The ./ns directory contains for each namespace one associated nsfs file:

$ ls -l ns
total 0
-r--r--r-- 1 root root 0 18 oct.  20:19 cgroup
-r--r--r-- 1 root root 0 18 oct.  20:19 ipc
-r--r--r-- 1 root root 0 18 oct.  20:19 mnt
-r--r--r-- 1 root root 0 18 oct.  20:19 net
-r--r--r-- 1 root root 0 18 oct.  20:19 pid
-r--r--r-- 1 root root 0 18 oct.  20:19 user
-r--r--r-- 1 root root 0 18 oct.  20:19 uts

The way this work is that a namespace cannot be freed while there is at most one active reference to it. Processes that joined a namespace count towards that reference count, but another way to do it is by bind-mounting the relevant /proc/pid/ns/<ns> file onto any destination, which will keep the namespace alive while the mount is present. We can, in fact, check this:

$ grep ns/ /proc/self/mountinfo
735 124 0:4 cgroup:[4026533320] /tmp/ns/cgroup rw - nsfs nsfs rw
736 124 0:4 ipc:[4026533318] /tmp/ns/ipc rw - nsfs nsfs rw
737 124 0:4 mnt:[4026533317] /tmp/ns/mnt rw - nsfs nsfs rw
738 124 0:4 net:[4026533260] /tmp/ns/net rw - nsfs nsfs rw
739 124 0:4 pid:[4026533319] /tmp/ns/pid rw - nsfs nsfs rw
740 124 0:4 user:[4026533258] /tmp/ns/user rw - nsfs nsfs rw
741 124 0:4 uts:[4026533321] /tmp/ns/uts rw - nsfs nsfs rw

Once done, we can kill the bst we’ve put in the background and unpersist the namespace files:

$ fg
^C
$ bst-unpersist ./ns && rmdir ./ns

Using this feature, we can change the exec logic of our containers so that the container incorporates a runtime directory. If that directory does not exist, we create it and persist the namespaces in it. Conversly, if it exists, we enter the namespace files in the runtime directory.

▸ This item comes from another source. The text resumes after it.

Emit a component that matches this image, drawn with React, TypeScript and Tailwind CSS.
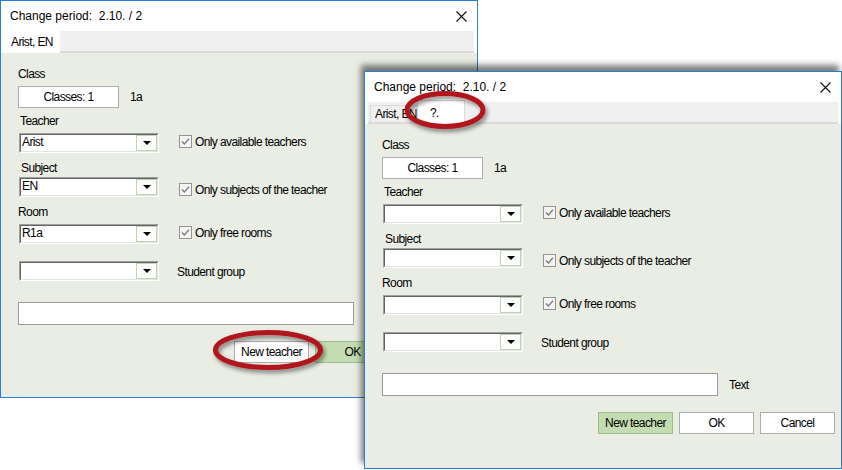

diff --git a/container.go b/container.go
index a0d2610..e835e8a 100644
--- a/container.go
+++ b/container.go
@@ -28,14 +28,25 @@ type Container struct {
 
        // Mounts is the list of mounts to perform at the container startup.
        Mounts []MountEntry
+
+       // RuntimePath is the path to the currently running container.
+       RuntimePath string
 }
 
-func (c *Container) Command() (*exec.Cmd, error) {
+func (c *Container) Command(init bool) (*exec.Cmd, error) {
 
        args := []string{
                "-r", c.Root,
        }
 
+       // Init determines whether or not we are the init process of this
+       // container. The init process always gets started with --persist.
+       if init {
+               args = append(args, "--persist", c.RuntimePath)
+       } else {
+               args = append(args, "--share", c.RuntimePath)
+       }
+
        for _, mount := range c.Mounts {
                if mount.Target == "" {
                        return nil, fmt.Errorf("Mount entry must have a non-empty target")
@@ -77,6 +88,9 @@ func LoadContainerConfig(path string) (Container, error) {
        if !filepath.IsAbs(ctnr.Root) {
                ctnr.Root = filepath.Join(path, ctnr.Root)
        }
+       if !filepath.IsAbs(ctnr.RuntimePath) {
+               ctnr.RuntimePath = filepath.Join(path, ctnr.RuntimePath)
+       }
        return ctnr, err
 }
 
diff --git a/exec.go b/exec.go
index e893dfd..fcd13a1 100644
--- a/exec.go
+++ b/exec.go
@@ -47,7 +47,19 @@ func execCmd(_ *cobra.Command, args []string) {
        }
        ctnr.Argv = argv
 
-       cmd, err := ctnr.Command()
+       // If the runtime path does not exist, we are the first process to start
+       // the container, and its init process.
+       init := false
+       if _, err := os.Stat(ctnr.RuntimePath); os.IsNotExist(err) {
+               if err := os.MkdirAll(ctnr.RuntimePath, 0777); err != nil {
+                       fatalf(1, "exec %s: %v", name, err)
+               }
+               init = true
+       } else if err != nil {
+               fatalf(1, "exec %s: %v", name, err)
+       }
+
+       cmd, err := ctnr.Command(init)
        if err != nil {
                fatalf(1, "exec %s %s: preparing command: %v", name, strings.Join(argv, " "), err)
        }

Let’s change slightly our container.json for alpine:

index 1bf024d..7a4834b 100644
--- a/home/snaipe/.local/state/toyc/containers/alpine/container.json
+++ b/home/snaipe/.local/state/toyc/containers/alpine/container.json
@@ -1,6 +1,7 @@
 {
 	"name": "alpine",
 	"root": "rootfs",
+	"runtimepath": "ns",
 	"mounts": [
 		{
 			"source": "proc",

That seems good, let’s try it:

$ go build -o toyc .
$ ./toyc exec alpine echo hello
hello
$ ./toyc exec alpine sh
bst: fork: Out of memory (is the target PID namespace dead?)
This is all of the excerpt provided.